In Example 11, ULTEM™ CRS 5001 polymer was dissolved in 4-chloro-2-methyl-phenol/p-cresol (1:1 w/w) solvent mixture at 120° C. The polymer concentration in the dope solution was 17%. The dope solution was cooled down to room temperature and was then casted on a glass substrate with a bird applicator (slot size: 100 μm) at room temperature. The casted film was immersed in an isopropanol/p-cresol (in 3:1 ratio) as coagulation bath overnight. After rinsing the formed membrane with isopropanol several times, the sample was dried at 120° C. under vacuum.
In Example 12, ULTEM™ CRS 5001 polymer was dissolved in 4-chloro-2-methyl-phenol/p-cresol (1:1 w/w) solvent mixture at 120° C. The polymer concentration in the dope solution was 17%. The dope solution was cooled down to room temperature and was then casted on a glass substrate with a bird applicator (slot size: 50 μm) at room temperature. The casted film was immersed in an ethyl acetate bath overnight, and then dried at 120° C. under vacuum.
In Example 13, ULTEM™ CRS 5001 polymer was dissolved in 4-chloro-2-methyl-phenol/p-cresol (1:1 w/w) solvent mixture at 120° C. The polymer concentration in the dope solution was 17%. The dope solution was cooled down to room temperature and was then casted on a glass substrate with a bird applicator (slot size: 50 μm) at room temperature. The casted film was immersed in an acetone bath overnight, and then dried at 120° C. under vacuum.
In Example 14, ULTEM™ CRS 5001 polymer was dissolved in 4-chloro-2-methyl-phenol/p-cresol (1:1 w/w) solvent mixture at 120° C. The polymer concentration in the dope solution was 17%. The dope solution was cooled down to room temperature and was then casted on a glass substrate with a bird applicator (slot size: 50 μm) at room temperature. The casted film was immersed in a heptane bath overnight, and then dried at 120° C. under vacuum.
In Example 15, ULTEM™ CRS 5001 polymer was dissolved in 4-chloro-2-methyl-phenol/p-cresol (1:1 w/w) solvent mixture at 120° C. The polymer concentration in the dope solution was 17%. The dope solution was cooled down to room temperature and was then casted on a glass substrate with a bird applicator (slot size: 50 μm) at room temperature. The casted film was immersed in a 1-methyl-2-pyrrolidone (NMP) bath overnight, and then dried at 120° C. under vacuum.

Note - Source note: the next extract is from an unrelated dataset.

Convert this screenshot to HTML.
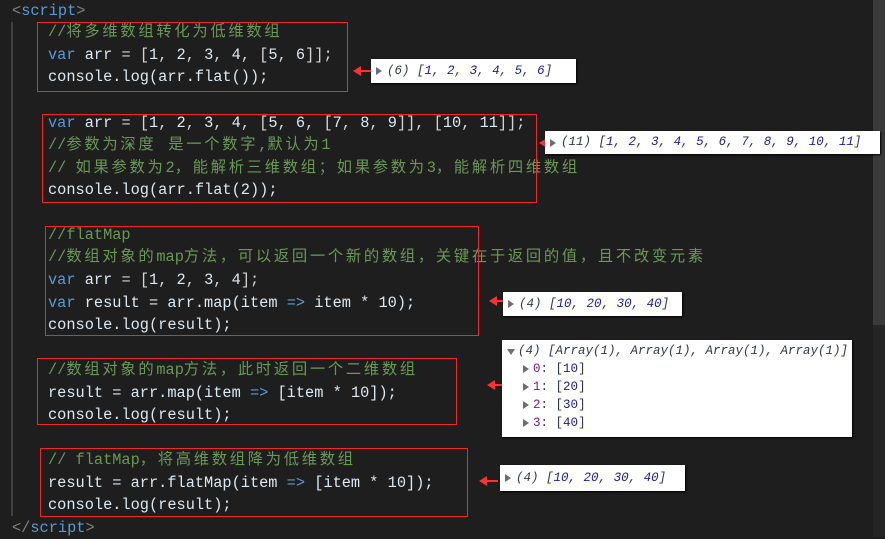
<!DOCTYPE html>
<html><head><meta charset="utf-8"><style>
body{margin:0;width:885px;height:537px;background:#1e1e1e;overflow:hidden;position:relative;font-family:"Liberation Mono","Noto Sans CJK SC",monospace;font-size:15.3px;color:#d4d4d4}
.l{position:absolute;left:48px;height:22px;line-height:22px;white-space:pre;margin-top:1px}
.c{color:#6a9955}.k{color:#569cd6}.v{color:#dce8f2}.n{color:#dce8f2}
.z{letter-spacing:2.7px}
.b{position:absolute;border:1px solid #f02828;z-index:5}
.o{position:absolute;background:#fff;font-family:"Liberation Mono",monospace;font-style:italic;font-size:12.5px;color:#303942;white-space:pre;line-height:18px;padding-left:16px;box-shadow:1px 1px 2px #000}
.o .q{color:#1a1aa6}
.t{position:absolute;width:0;height:0;border-top:4px solid transparent;border-bottom:4px solid transparent;border-left:6px solid #6e6e6e}
.a{position:absolute;height:2px;background:#ff3030;width:12px}
.a:before{content:"";position:absolute;left:-7px;top:-4px;border-top:5px solid transparent;border-bottom:5px solid transparent;border-right:8px solid #ff3030}
.p{color:#881280;font-style:normal}
</style></head><body>
<div style="position:absolute;left:11px;top:22px;width:2px;height:494px;background:#404040"></div>
<div style="position:absolute;left:873px;top:0;width:12px;height:537px;background:#252526"></div>
<div style="position:absolute;left:873px;top:0;width:12px;height:325px;background:#3a3a3a"></div>
<div class="l" style="left:12px;top:-1px"><span style="color:#808080">&lt;</span><span class="k">script</span><span style="color:#808080">&gt;</span></div>

<div class="l c" style="top:20px">//<span class="z">将多维数组转化为低维数组</span></div>
<div class="l" style="top:43px"><span class="k">var</span> <span class="v">arr</span> = [<span class="n">1</span>, <span class="n">2</span>, <span class="n">3</span>, <span class="n">4</span>, [<span class="n">5</span>, <span class="n">6</span>]];</div>
<div class="l v" style="top:65px">console.log(arr.flat());</div>

<div class="l" style="top:111px"><span class="k">var</span> <span class="v">arr</span> = [<span class="n">1</span>, <span class="n">2</span>, <span class="n">3</span>, <span class="n">4</span>, [<span class="n">5</span>, <span class="n">6</span>, [<span class="n">7</span>, <span class="n">8</span>, <span class="n">9</span>]], [<span class="n">10</span>, <span class="n">11</span>]];</div>
<div class="l c" style="top:133px">//<span class="z">参数为深度 是一个数字</span>,<span class="z">默认为</span>1</div>
<div class="l c" style="top:156px">// <span class="z">如果参数为</span>2<span class="z">，能解析三维数组；如果参数为</span>3<span class="z">，能解析四维数组</span></div>
<div class="l v" style="top:178px">console.log(arr.flat(<span class="n">2</span>));</div>

<div class="l c" style="top:223px">//flatMap</div>
<div class="l c" style="top:245px">//<span class="z">数组对象的</span>map<span class="z">方法，可以返回一个新的数组，关键在于返回的值，且不改变元素</span></div>
<div class="l" style="top:268px"><span class="k">var</span> <span class="v">arr</span> = [<span class="n">1</span>, <span class="n">2</span>, <span class="n">3</span>, <span class="n">4</span>];</div>
<div class="l v" style="top:291px"><span class="k">var</span> result = arr.map(item <span class="k">=&gt;</span> item * <span class="n">10</span>);</div>
<div class="l v" style="top:313px">console.log(result);</div>

<div class="l c" style="top:358px">//<span class="z">数组对象的</span>map<span class="z">方法，此时返回一个二维数组</span></div>
<div class="l v" style="top:381px">result = arr.map(item <span class="k">=&gt;</span> [item * <span class="n">10</span>]);</div>
<div class="l v" style="top:403px">console.log(result);</div>

<div class="l c" style="top:448px">// flatMap<span class="z">，将高维数组降为低维数组</span></div>
<div class="l v" style="top:471px">result = arr.flatMap(item <span class="k">=&gt;</span> [item * <span class="n">10</span>]);</div>
<div class="l v" style="top:493px">console.log(result);</div>
<div class="l" style="left:12px;top:516px"><span style="color:#808080">&lt;/</span><span class="k">script</span><span style="color:#808080">&gt;</span></div>

<div class="b" style="left:37px;top:22px;width:309px;height:68px"></div>
<div class="b" style="left:42px;top:114px;width:493px;height:87px"></div>
<div class="b" style="left:45px;top:226px;width:432px;height:108px"></div>
<div class="b" style="left:37px;top:358px;width:418px;height:65px"></div>
<div class="b" style="left:40px;top:448px;width:426px;height:67px"></div>

<div class="a" style="left:360px;top:70px"></div>
<div class="a" style="left:546px;top:142px"></div>
<div class="a" style="left:496px;top:300px"></div>
<div class="a" style="left:494px;top:384px"></div>
<div class="a" style="left:486px;top:480px"></div>

<div class="o" style="left:371px;top:59px;width:189px;height:24px;line-height:24px"><span class="t" style="left:5px;top:8px"></span>(6) [<span class="q">1</span>, <span class="q">2</span>, <span class="q">3</span>, <span class="q">4</span>, <span class="q">5</span>, <span class="q">6</span>]</div>
<div class="o" style="left:545px;top:131px;width:319px;height:23px;line-height:23px"><span class="t" style="left:5px;top:8px"></span>(11) [<span class="q">1</span>, <span class="q">2</span>, <span class="q">3</span>, <span class="q">4</span>, <span class="q">5</span>, <span class="q">6</span>, <span class="q">7</span>, <span class="q">8</span>, <span class="q">9</span>, <span class="q">10</span>, <span class="q">11</span>]</div>
<div class="o" style="left:503px;top:292px;width:163px;height:24px;line-height:24px"><span class="t" style="left:5px;top:8px"></span>(4) [<span class="q">10</span>, <span class="q">20</span>, <span class="q">30</span>, <span class="q">40</span>]</div>
<div class="o" style="left:502px;top:340px;width:334px;height:95px;padding-top:2px"><span style="position:absolute;left:5px;top:9px;border-left:4px solid transparent;border-right:4px solid transparent;border-top:6px solid #6e6e6e"></span>(4) [Array(1), Array(1), Array(1), Array(1)]
<span style="font-style:normal">  <span class="p">0</span>: [<span class="q">10</span>]
  <span class="p">1</span>: [<span class="q">20</span>]
  <span class="p">2</span>: [<span class="q">30</span>]
  <span class="p">3</span>: [<span class="q">40</span>]</span>
<span class="t" style="left:21px;top:25px"></span><span class="t" style="left:21px;top:43px"></span><span class="t" style="left:21px;top:61px"></span><span class="t" style="left:21px;top:79px"></span></div>
<div class="o" style="left:500px;top:465px;width:169px;height:26px;line-height:26px"><span class="t" style="left:5px;top:9px"></span>(4) [<span class="q">10</span>, <span class="q">20</span>, <span class="q">30</span>, <span class="q">40</span>]</div>
</body></html>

In Example 16, ULTEM™ CRS 5001 polymer was dissolved in 2-Cl-phenol at 120° C. The polymer concentration in the dope solution was 13%. The dope solution was cooled down to room temperature and was then casted on a glass substrate with a bird applicator (slot size: 50 μm) at room temperature. The casted film was immersed in a tetrahydrofuran bath overnight, and then dried at 120° C. under vacuum.
In Example 17, ULTEM™ CRS 5001 polymer was dissolved in 2-Cl-phenol at 120° C. The polymer concentration in the dope solution was 13%. The dope solution was cooled down to 40° C. and was then casted on a glass substrate with a bird applicator (slot size: 50 μm). The casted film was immersed in a tetrahydrofuran bath overnight. Both of the dope/coagulation baths and the glass substrate were kept at 40° C. during the processing. The sample was dried at 120° C. under vacuum.
In Example 18, ULTEM™ CRS 5001 polymer was dissolved in 2-Cl-phenol at 120° C. The polymer concentration in the dope solution was 13%. The dope solution was cooled down to room temperature and was then casted on a glass substrate with a bird applicator (slot size: 50 μm) at room temperature. The casted film was immersed in a tetrahydrofuran/2-Cl-phenol mixture bath (3:1 v/v) overnight. After rinsing the formed membrane with THF several times, the sample was dried at 120° C. under vacuum.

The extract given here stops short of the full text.